Refactoring Coriolis implementation and semantics

[tomchor]

I'm opening this issue based off of the long discussion about semantics and implementation of the Coriolis acceleration in #1892.

@glwagner correct me if I'm wrong in the description of the issues since I'm not sure I 100% understand them.

Currently we have (with some oversimplifcation):

• FPlane
• ConstantCartesianCoriolis
• BetaPlane
• NonTraditionalBetaPlane
• HydrostaticSphericalCoriolis

Which is kind of a lot. Two issues that are not separate from each other are

• The names don't have much consistency between themselves and are at times a bit obscure (a new user might ask what is a non-traditional β-plane, or a cartesian coriolis)
• In the current system we need to have different abstractions for Coriolis accelerations (hence the large number of abstractions) for different coordinate systems because we need to store different data for calculations in different grids

A way to improve on both issues might be to have only one or two abstractions for background rotation only. So instead of storing, for example, each cartesian component of f for ConstantCartesianCoriolis or just the rotation rate and a scheme for HydrostaticSphericalCoriolis, we would only need to store a rotation_axis and a rotation_rate (or equivalent; plus possibly the scheme?).

The difficulties I could perceive are that different grids require different calculations so we'd need to dispatch on grid type (such as here

Oceananigans.jl/src/Coriolis/hydrostatic_spherical_coriolis.jl

Lines 30 to 31 in 32c5c5a

	@inline φᶠᶠᵃ(i, j, k, grid::RegularLatitudeLongitudeGrid) = @inbounds grid.φᵃᶠᵃ[j]
	@inline φᶠᶠᵃ(i, j, k, grid::ConformalCubedSphereFaceGrid) = @inbounds grid.φᶠᶠᵃ[i, j]
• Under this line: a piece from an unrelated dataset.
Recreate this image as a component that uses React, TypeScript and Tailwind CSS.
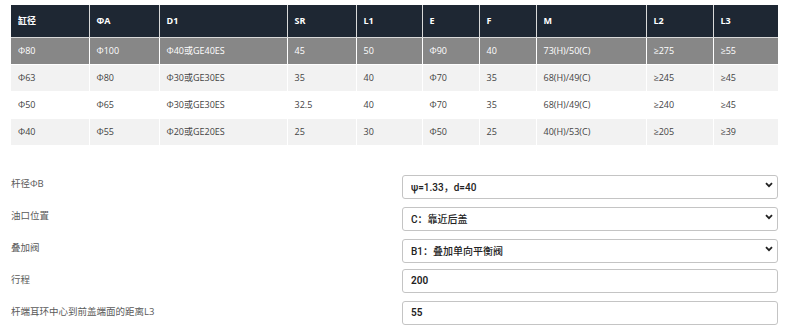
import React from 'react';

const FONT = '"Open Sans", "Noto Sans CJK SC", sans-serif';

const COLS = [78, 70, 128, 69, 66, 57, 57, 110, 67, 65];
const HEAD = ['缸径', 'ΦA', 'D1', 'SR', 'L1', 'E', 'F', 'M', 'L2', 'L3'];

const ROWS = [
  ['Φ80', 'Φ100', 'Φ40或GE40ES', '45', '50', 'Φ90', '40', '73(H)/50(C)', '≥275', '≥55'],
  ['Φ63', 'Φ80', 'Φ30或GE30ES', '35', '40', 'Φ70', '35', '68(H)/49(C)', '≥245', '≥45'],
  ['Φ50', 'Φ65', 'Φ30或GE30ES', '32.5', '40', 'Φ70', '35', '68(H)/49(C)', '≥240', '≥45'],
  ['Φ40', 'Φ55', 'Φ20或GE20ES', '25', '30', 'Φ50', '25', '40(H)/53(C)', '≥205', '≥39'],
];

// row backgrounds: selected row is gray, then striped
const rowCls = (i: number) =>
  i === 0 ? 'bg-[#878787] text-white' : i % 2 === 1 ? 'bg-[#f2f2f2] text-[#444]' : 'bg-white text-[#444]';

const Chevron = () => (
  <svg className="pointer-events-none absolute right-[5px] top-1/2 -translate-y-1/2" width="8" height="6" viewBox="0 0 8 6">
    <path d="M1 1.2 L4 4.2 L7 1.2" fill="none" stroke="#222" strokeWidth="1.8" />
  </svg>
);

const SelectField = ({ value }: { value: string }) => (
  <div className="relative h-[24px]">
    <select
      defaultValue={value}
      className="h-full w-full appearance-none rounded-[3px] border border-[#c4c4c4] bg-white pl-[8px] text-[10px] font-medium text-[#222] outline-none"
      style={{ fontFamily: 'Roboto, "Noto Sans CJK SC", sans-serif' }}
    >
      <option>{value}</option>
    </select>
    <Chevron />
  </div>
);

const InputField = ({ value }: { value: string }) => (
  <input
    defaultValue={value}
    className="h-[24px] w-full rounded-[3px] border border-[#c4c4c4] bg-white pl-[8px] text-[10px] font-semibold text-[#222] outline-none"
    style={{ fontFamily: 'Roboto, "Noto Sans CJK SC", sans-serif' }}
  />
);

const FIELDS: { label: string; kind: 'select' | 'input'; value: string }[] = [
  { label: '杆径ΦB', kind: 'select', value: 'ψ=1.33，d=40' },
  { label: '油口位置', kind: 'select', value: 'C：靠近后盖' },
  { label: '叠加阀', kind: 'select', value: 'B1：叠加单向平衡阀' },
  { label: '行程', kind: 'input', value: '200' },
  { label: '杆端耳环中心到前盖端面的距离L3', kind: 'input', value: '55' },
];

export default function App() {
  return (
    <div className="h-[331px] w-[790px] overflow-hidden bg-white pl-[11px] pr-[12px] pt-[5px]" style={{ fontFamily: FONT }}>
      <table className="w-[767px] table-fixed border-collapse text-[9px]">
        <colgroup>
          {COLS.map((w, i) => (
            <col key={i} style={{ width: w }} />
          ))}
        </colgroup>
        <thead>
          <tr className="h-[32px] bg-[#1e2733] text-white">
            {HEAD.map((h) => (
              <th key={h} className="border-r border-b border-[#d9d9d9] pl-[7px] text-left font-bold last:border-r-0">
                {h}
              </th>
            ))}
          </tr>
        </thead>
        <tbody>
          {ROWS.map((r, i) => (
            <tr key={i} className={`h-[27px] ${rowCls(i)}`}>
              {r.map((c, j) => (
                <td key={j} className="border-r border-b border-white pl-[7px] last:border-r-0">
                  {c}
                </td>
              ))}
            </tr>
          ))}
        </tbody>
      </table>

      <div className="mt-[27px] grid grid-cols-[391px_1fr] gap-y-[8px]">
        {FIELDS.map((f) => (
          <React.Fragment key={f.label}>
            <div className="flex h-[24px] items-center text-[9.5px] text-[#5a5a5a]">{f.label}</div>
            {f.kind === 'select' ? <SelectField value={f.value} /> : <InputField value={f.value} />}
          </React.Fragment>
        ))}
      </div>
    </div>
  );
}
and also that the calculation apparently needs to take into account whether or not the flow is hydrostatic, so we may need to dispatch on model too? (Plus some possible complications about the pressure solver.)

CC @glwagner @francispoulin

[glwagner]

I think what we need to do is to distinguish between "hydrostatic" (as a proxy for "thin aspect ratio") and "nonhydrostatic" (non-thin-aspect ratio) approximations.

Then our API would provide types for Coriolis forced induced by rotation at a constant rate:

• NonhydrostaticCoriolis
• HydrostaticCoriolis

By storing rotation_axis (a 3-tuple in the coordinate system associated with the user-specified grid) and either a rotation_rate or total magnitude f, both of these types can be "coordinate-system agnostic", and work with either a spherical or Cartesian coordinate system (the two we plan to support moving forward).

Then there are two more types associated with the so-called "beta" plane. These could keep their original name, or we can change "NonTraditionalBetaPlane to NonhydrostaticBetaPlane.

@navidcy has argued that it's worthwhile to keep FPlane and BetaPlane as is because of their familiarity and ubiquity in oceanography. I think I agree with that.

[glwagner]

The difficulties I could perceive are that different grids require different calculations so we'd need to dispatch on grid type

I think this is ok. We can dispatch on both the grid (and its associated coordinate system) and typeof(coriolis) to infer the Coriolis model. I think such a design is good because it is code-efficient.

[glwagner]

I think this is done